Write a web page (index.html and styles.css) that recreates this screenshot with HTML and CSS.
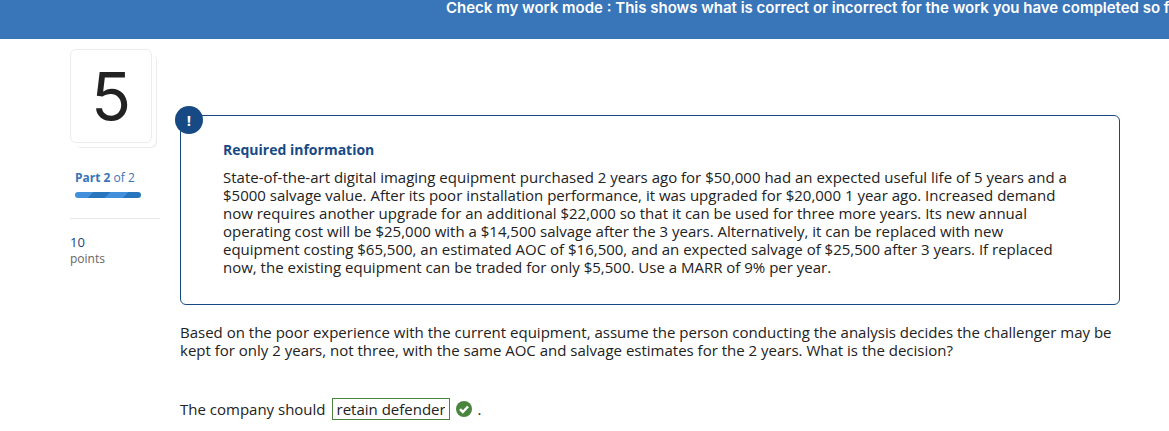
FILE: index.html
```
<!DOCTYPE html>
<html lang="en">
<head>
<meta charset="utf-8">
<meta name="viewport" content="width=device-width, initial-scale=1">
<title>Question 5</title>
<link rel="stylesheet" href="styles.css">
</head>
<body>
<header class="banner"><p class="banner-text">Check my work mode : This shows what is correct or incorrect for the work you have completed so far.</p></header>
<div class="page">
  <aside class="sidebar">
    <div class="number-card">5</div>
    <div class="part">
      <div class="part-label"><strong>Part 2</strong> of 2</div>
      <div class="progress"></div>
    </div>
    <div class="points">
      <div class="points-value">10</div>
      <div class="points-label">points</div>
    </div>
  </aside>
  <main class="question">
    <section class="info">
      <span class="info-badge">!</span>
      <h2 class="info-title">Required information</h2>
      <p class="text">State-of-the-art digital imaging equipment purchased 2 years ago for $50,000 had an expected useful life of 5 years and a<br>$5000 salvage value. After its poor installation performance, it was upgraded for $20,000 1 year ago. Increased demand<br>now requires another upgrade for an additional $22,000 so that it can be used for three more years. Its new annual<br>operating cost will be $25,000 with a $14,500 salvage after the 3 years. Alternatively, it can be replaced with new<br>equipment costing $65,500, an estimated AOC of $16,500, and an expected salvage of $25,500 after 3 years. If replaced<br>now, the existing equipment can be traded for only $5,500. Use a MARR of 9% per year.</p>
    </section>
    <p class="text prompt">Based on the poor experience with the current equipment, assume the person conducting the analysis decides the challenger may be<br>kept for only 2 years, not three, with the same AOC and salvage estimates for the 2 years. What is the decision?</p>
    <div class="text answer">
      <label for="answer">The company should</label>
      <input class="answer-box" id="answer" type="text" value="retain defender" readonly>
      <svg class="check" viewBox="0 0 16 16" role="img" aria-label="Correct"><circle cx="8" cy="8" r="8" fill="#4a853f"/><path d="M4 8.2 6.8 11 12 5.5" fill="none" stroke="#fff" stroke-width="2.5"/></svg>
      <span>.</span>
    </div>
  </main>
</div>
</body>
</html>
```
FILE: styles.css
```
* { box-sizing: border-box; }
body {
  margin: 0;
  background: #fff;
  color: #222;
  font-family: "Open Sans", sans-serif;
  font-size: 15px;
  overflow-x: hidden;
}
p, h2 { margin: 0; }
.banner {
  height: 39px;
  padding-left: 446px;
  background: #3875b9;
  overflow: hidden;
}
.banner-text {
  color: #fff;
  font-family: Inter, sans-serif;
  font-size: 15px;
  font-weight: 600;
  line-height: 16px;
  white-space: nowrap;
}
.page { display: flex; gap: 20px; padding: 10px 49px 0 70px; }
.sidebar { flex: 0 0 90px; }
.number-card {
  width: 82px;
  height: 94px;
  border: 1px solid #ececec;
  border-radius: 6px;
  background: #fff;
  box-shadow: 4px 4px 0 0 #fff, 5px 5px 0 0 #ececec;
  font-family: Inter, sans-serif;
  font-size: 66px;
  font-weight: 400;
  line-height: 92px;
  text-align: center;
}
.part {
  margin-top: 26px;
  padding: 0 19px 20px 5px;
  border-bottom: 1px solid #e8e8e8;
}
.part-label { color: #3a74b8; font-size: 12px; line-height: 18px; white-space: nowrap; }
.progress {
  height: 6px;
  margin-top: 5px;
  border-radius: 3px;
  background: linear-gradient(135deg, #4290db 0 13px, #2775bd 13px 25px, #4290db 25px 38px, #2775bd 38px);
}
.points { margin-top: 15px; line-height: 16px; }
.points-value { color: #174682; font-size: 13px; }
.points-label { color: #666; font-size: 12px; line-height: 18px; }
.question { flex: 1; min-width: 0; padding-top: 66px; }
.info {
  position: relative;
  padding: 24px 42px 28px;
  border: 1px solid #174a85;
  border-radius: 6px;
}
.info-badge {
  position: absolute;
  top: -10px;
  left: -6px;
  width: 28px;
  height: 28px;
  border-radius: 50%;
  background: #174a85;
  color: #fff;
  font-weight: 700;
  line-height: 28px;
  text-align: center;
}
.info-title { margin-bottom: 8px; color: #174a85; font-size: 14px; line-height: 20px; }
.text { font-size: 15px; line-height: 18px; white-space: nowrap; }
.prompt { margin-top: 18px; }
.answer { display: flex; align-items: center; gap: 6px; margin-top: 39px; }
.answer-box {
  width: 118px;
  height: 22px;
  padding: 0 4px;
  border: 1px solid #4a853f;
  border-radius: 0;
  background: #fff;
  color: #222;
  font: inherit;
}
.check { width: 16px; height: 16px; }
```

* Goal *
Find the string "styles" in the listing and return every line that holds it.

* Answer below *
Write a web page (index.html and styles.css) that recreates this screenshot with HTML and CSS.
<link rel="stylesheet" href="styles.css">
FILE: styles.css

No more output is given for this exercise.